18 August 2007
Day 7: Quince Ice Cream with Almond Praline
The idea for this ice cream came from a traditional Lebanese ice cream, which I’ve reinterpreted with a Spanish theme. Throughout the Middle East you’ll find a thick apricot fruit leather called qamr al-deen, which literally translates as “moon of the religion.” The apricot paste is used in all kinds of desserts, most often wrapped around marzipan or paired with nuts, and it even finds it’s way into a classic Lebanese ice cream.
I was inspired to recreate this ice cream using Spanish ingredients: rather than the apricot paste, I used membrillo, a Spanish quince paste. Membrillo is the Spanish word for quince, a remarkable fruit that is inedibly hard and astringent when raw, and turns a wonderfully deep orange color when cooked. It is called marmelo in Portuguese (the root of the word marmelade) and sfarjel in Arabic, and is often made into a paste (dulce de mebrillo) that can be sliced and served with manchego cheese. In this dessert, the quince paste is dissolved in the milk, giving the ice cream a lovely orange hue (the color was actually so bright I was suspicious the quince paste I used had dye in it). Instead of the traditional orange blossom water and pine nuts in the Lebanese version, I flavored the ice cream with sherry and speckled it with crunchy almonds. The result came out beautifully, and would be a perfect ending to a tapas party, or really, anytime you feel like making ice cream.

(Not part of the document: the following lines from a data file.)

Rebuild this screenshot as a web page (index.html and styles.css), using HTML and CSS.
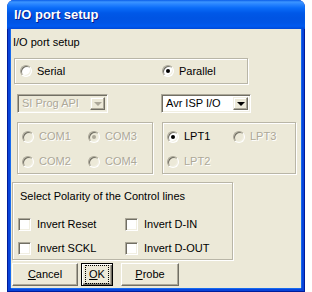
FILE: index.html
```html
<!DOCTYPE html>
<html>
<head>
<meta charset="utf-8">
<link rel="stylesheet" href="styles.css">
</head>
<body>
<div class="win">
  <div class="title">I/O port setup</div>
  <div class="body">
    <div class="lbl">I/O port setup</div>
    <div class="etch box1">
      <div class="opt w142"><span class="radio"></span><span>Serial</span></div>
      <div class="opt"><span class="radio on"></span><span>Parallel</span></div>
    </div>
    <div class="combos">
      <div class="combo dis c1"><span class="val">SI Prog API</span><span class="drop"><i></i></span></div>
      <div class="combo c2"><span class="val">Avr ISP I/O</span><span class="drop"><i></i></span></div>
    </div>
    <div class="groups">
      <div class="etch grp com">
        <div class="opt dis"><span class="radio"></span><span>COM1</span></div>
        <div class="opt dis"><span class="radio on"></span><span>COM3</span></div>
        <div class="opt dis"><span class="radio"></span><span>COM2</span></div>
        <div class="opt dis"><span class="radio"></span><span>COM4</span></div>
      </div>
      <div class="etch grp lpt">
        <div class="opt"><span class="radio on"></span><span>LPT1</span></div>
        <div class="opt dis"><span class="radio"></span><span>LPT3</span></div>
        <div class="opt dis"><span class="radio"></span><span>LPT2</span></div>
      </div>
    </div>
    <div class="etch pol">
      <div class="pol-title">Select Polarity of the Control lines</div>
      <div class="checks">
        <div class="opt"><span class="check"></span><span>Invert Reset</span></div>
        <div class="opt"><span class="check"></span><span>Invert D-IN</span></div>
        <div class="opt"><span class="check"></span><span>Invert SCKL</span></div>
        <div class="opt"><span class="check"></span><span>Invert D-OUT</span></div>
      </div>
    </div>
    <div class="buttons">
      <div class="btn cancel"><span><u>C</u>ancel</span></div>
      <div class="btn ok def"><span class="focus"><u>O</u>K</span></div>
      <div class="btn probe"><span><u>P</u>robe</span></div>
    </div>
  </div>
</div>
</body>
</html>
```
FILE: styles.css
```css
html, body { margin: 0; padding: 0; background: #fff; }
body {
  font-family: "Liberation Sans", Arial, sans-serif;
  font-size: 11px;
  color: #000;
  width: 312px;
  height: 292px;
  overflow: hidden;
}
.win {
  margin-left: 7px;
  width: 298px;
  height: 292px;
  background: #0843d9;
  border-radius: 7px 7px 0 0;
  box-sizing: border-box;
  border: 1px solid #001c9a;
  border-top: none;
  display: flex;
  flex-direction: column;
}
.title {
  height: 29px;
  box-sizing: border-box;
  border-radius: 7px 7px 0 0;
  background: linear-gradient(to bottom, #0a5de8 0, #3c95ff 2px, #2a86ff 4px, #0a6cf8 8px, #0058e8 13px, #0054e3 18px, #0055e6 23px, #005af0 26px, #0049d8 29px);
  color: #fff;
  font-weight: bold;
  font-size: 13px;
  line-height: 29px;
  padding-left: 7px;
  text-shadow: 1px 1px 0 #0a1a8a;
  margin: 0 -1px;
}
.body {
  flex: 1;
  margin: 0 3px 3px;
  background: #ece9d8;
  box-shadow: -1px 0 0 #166aee, 1px 0 0 #166aee, 0 1px 0 #166aee;
  display: flex;
  flex-direction: column;
  align-items: flex-start;
}
.lbl {
  margin-top: 7px;
  line-height: 13px;
  height: 13px;
  padding-left: 2px;
}
.etch {
  box-sizing: border-box;
  border: 1px solid #b9b6a7;
  box-shadow: inset 1px 1px 0 #fff, 1px 1px 0 #fff;
}
.box1 {
  margin: 9px 0 0 3px;
  width: 234px;
  height: 26px;
  display: flex;
  align-items: center;
  padding-left: 5px;
}
.opt {
  display: flex;
  align-items: center;
  gap: 5px;
  line-height: 13px;
  white-space: nowrap;
}
.w142 { width: 142px; }
.radio {
  box-sizing: border-box;
  width: 12px;
  height: 12px;
  border-radius: 50%;
  border: 1px solid;
  border-color: #aca899 #fff #fff #aca899;
  box-shadow: inset 1px 1px 0 #716f64, inset -1px -1px 0 #f1efe2;
  background: #fff;
  flex: none;
  position: relative;
}
.radio.on::after {
  content: "";
  position: absolute;
  left: 3px;
  top: 3px;
  width: 4px;
  height: 4px;
  border-radius: 50%;
  background: #000;
}
.dis { color: #aca899; text-shadow: 1px 1px 0 #fff; }
.dis .radio { background: #ece9d8; }
.dis .radio.on::after { background: #aca899; }
.combos {
  margin: 10px 0 0 6px;
  display: flex;
}
.combo {
  box-sizing: border-box;
  height: 19px;
  border: 1px solid;
  border-color: #aca899 #fff #fff #aca899;
  box-shadow: inset 1px 1px 0 #716f64, inset -1px -1px 0 #f1efe2;
  background: #fff;
  display: flex;
  align-items: stretch;
  padding: 2px;
}
.c1 { width: 91px; }
.c2 { width: 90px; margin-left: 53px; }
.combo.dis { background: #ece9d8; }
.val {
  flex: 1;
  line-height: 13px;
  padding-left: 2px;
}
.drop {
  box-sizing: border-box;
  width: 15px;
  background: #ece9d8;
  border: 1px solid;
  border-color: #f1efe2 #716f64 #716f64 #f1efe2;
  box-shadow: inset -1px -1px 0 #aca899, inset 1px 1px 0 #fff;
  display: flex;
  align-items: center;
  justify-content: center;
}
.drop i {
  width: 0;
  height: 0;
  border-left: 4px solid transparent;
  border-right: 4px solid transparent;
  border-top: 4px solid #000;
  margin-top: 1px;
}
.dis .drop i { border-top-color: #aca899; }
.groups {
  margin: 9px 0 0 6px;
  display: flex;
}
.grp {
  height: 52px;
  display: grid;
  grid-template-columns: 66px 66px;
  grid-auto-rows: 25px;
  align-items: center;
  padding: 1px 0 0 4px;
}
.com { width: 136px; }
.lpt { width: 134px; margin-left: 9px; }
.pol {
  margin: 8px 0 0 1px;
  width: 221px;
  height: 78px;
  padding: 7px 0 0 5px;
}
.pol-title { line-height: 13px; padding-left: 2px; }
.checks {
  margin-top: 9px;
  display: grid;
  grid-template-columns: 107px 100px;
  grid-auto-rows: 24px;
  align-items: center;
}
.check {
  box-sizing: border-box;
  width: 13px;
  height: 13px;
  border: 1px solid;
  border-color: #aca899 #fff #fff #aca899;
  box-shadow: inset 1px 1px 0 #716f64, inset -1px -1px 0 #f1efe2;
  background: #fff;
  flex: none;
}
.checks .opt { gap: 6px; }
.buttons {
  margin: 3px 0 0 1px;
  display: flex;
}
.btn {
  box-sizing: border-box;
  height: 23px;
  background: #ece9d8;
  border: 1px solid;
  border-color: #fff #716f64 #716f64 #fff;
  box-shadow: inset -1px -1px 0 #aca899;
  display: flex;
  align-items: center;
  justify-content: center;
  line-height: 13px;
}
.btn.def {
  border: 1px solid #000;
  box-shadow: inset 1px 1px 0 #fff, inset -1px -1px 0 #716f64, inset -2px -2px 0 #aca899;
}
.cancel { width: 66px; }
.ok { width: 32px; margin-left: 3px; }
.probe { width: 58px; margin-left: 8px; }
.focus {
  outline: 1px dotted #000;
  outline-offset: 1px;
  padding: 1px 2px;
}
```
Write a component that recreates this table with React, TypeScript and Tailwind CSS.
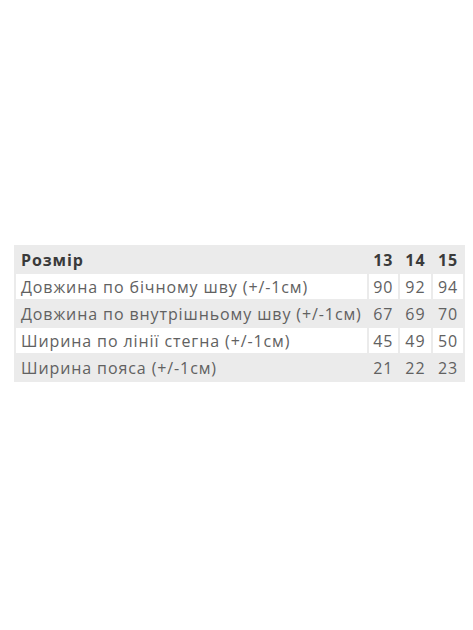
const rows = [
  { label: 'Довжина по бічному шву (+/-1см)', values: ['90', '92', '94'] },
  { label: 'Довжина по внутрішньому шву (+/-1см)', values: ['67', '69', '70'] },
  { label: 'Ширина по лінії стегна (+/-1см)', values: ['45', '49', '50'] },
  { label: 'Ширина пояса (+/-1см)', values: ['21', '22', '23'] },
];

const App = () => {
  return (
    <div className="min-h-screen bg-white flex items-center pl-[14px] pb-[3px] font-['Open_Sans',sans-serif]">
      <table className="w-[451px] bg-[#ebebeb] border-separate border-spacing-[2px] text-[16px] leading-none tracking-[0.9px]">
        <thead>
          <tr className="h-[25px]">
            <th className="px-[5px] text-left font-bold text-[#3a3a3a]">Розмір</th>
            <th className="w-[30px] text-center font-bold text-[#3a3a3a]">13</th>
            <th className="w-[32px] text-center font-bold text-[#3a3a3a]">14</th>
            <th className="w-[31px] text-center font-bold text-[#3a3a3a]">15</th>
          </tr>
        </thead>
        <tbody>
          {rows.map((row, i) => (
            <tr key={row.label} className="h-[25px]">
              <td className={`px-[5px] text-left text-[#616161] whitespace-nowrap ${i % 2 === 0 ? 'bg-white' : ''}`}>
                {row.label}
              </td>
              {row.values.map((v, j) => (
                <td key={j} className={`text-center text-[#616161] ${i % 2 === 0 ? 'bg-white' : ''}`}>
                  {v}
                </td>
              ))}
            </tr>
          ))}
        </tbody>
      </table>
    </div>
  );
};

export default App;
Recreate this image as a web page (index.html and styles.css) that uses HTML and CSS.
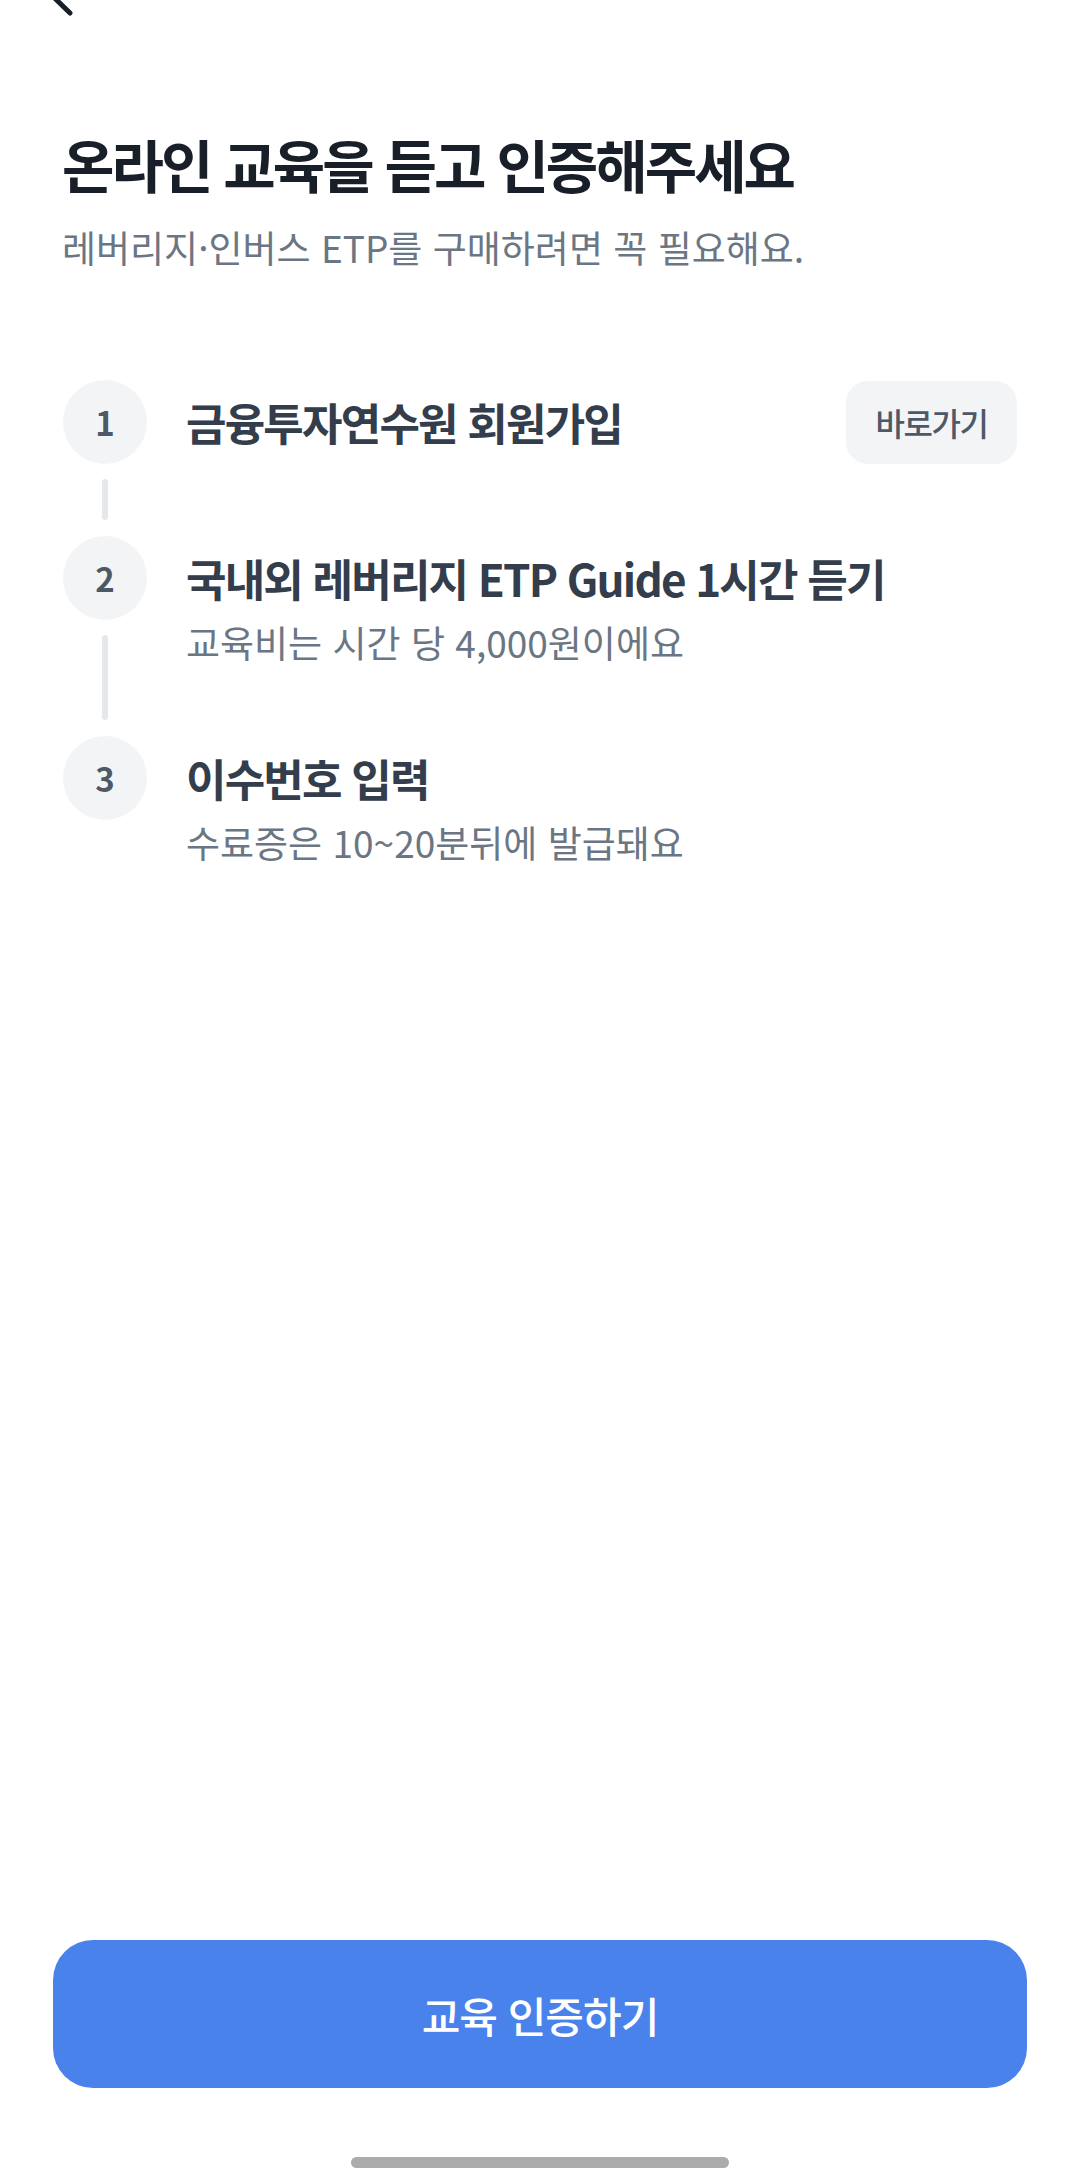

Quince Ice Cream with Almond Praline
Inspired by Spanish flavors, this ice cream is made with the sweet quince paste known as dulce de mebrillo. Look for membrillo next to the gourmet cheeses or in flat tins in the Latin foods section of your grocery. Though you can make it with heavy cream, I think it's best when made with creme fraiche, and you'll find directions for making your own below.
1 1/2 cups whole milk
8 oz membrillo (quince paste), chopped into small pieces
1/4 cup sugar
1 1/2 cups creme fraiche* or heavy cream
2-3 tbl sherry
for the almond praline:
2/3 cup slivered almonds
1/2 cup brown sugar
1/4 cup water
pinch sea salt
1. Place the milk and sugar in a saucepan and heat over medium heat, stirring so the sugar dissolves. When the milk mixture just begins to boil remove it from the heat and stir for a minute to allow it to cool slightly (do not pour the boiling milk directly over the quince paste or it may curdle). Pour the warm milk over the quince paste in a bowl. Stir the mixture gently until the quince paste has melted completely, this may take several minutes. Stir in the creme fraiche and the sherry. Chill the mixture thoroughly in the refrigerator, at least 3 hours or overnight.
2. Meanwhile make the almond praline: Prepare a greased foil-lined baking sheet. Place the almonds, sugar, water and salt in a saucepan and cook over moderate heat until the sugar dissolves and the mixture boils. Lower the heat slightly and continue to cook. The mixture will become granular and you’ll think you’ve done something terribly wrong. Fear not. Continue to cook until the sugar melts again, gently stirring it from the edges. When all the sugar has melted again (but before it burns), tip the almond praline out onto the prepared baking sheet. Allow to cool completely, then break into pieces.
3. Churn the ice cream in your machine according to the manufacturer’s directions, then fold in the almond praline (you can reserve a few for garnish if you’d like). Pack into containers and freeze until serving.
*To make homemade creme fraiche: In a bowl, combine 1 cup heavy cream and 2 tablespoons buttermilk. Cover with a clean kitchen cloth in a warm, draft-free place and let sit until thickened, but still a pourable consistency, 12 to 16 hours. Stir and refrigerate until ready to use. (Can be refrigerated for up to 1 week.)
Perfect Pairing: Make a manchego or mahon cheese ice cream to go alongside for a classic combination.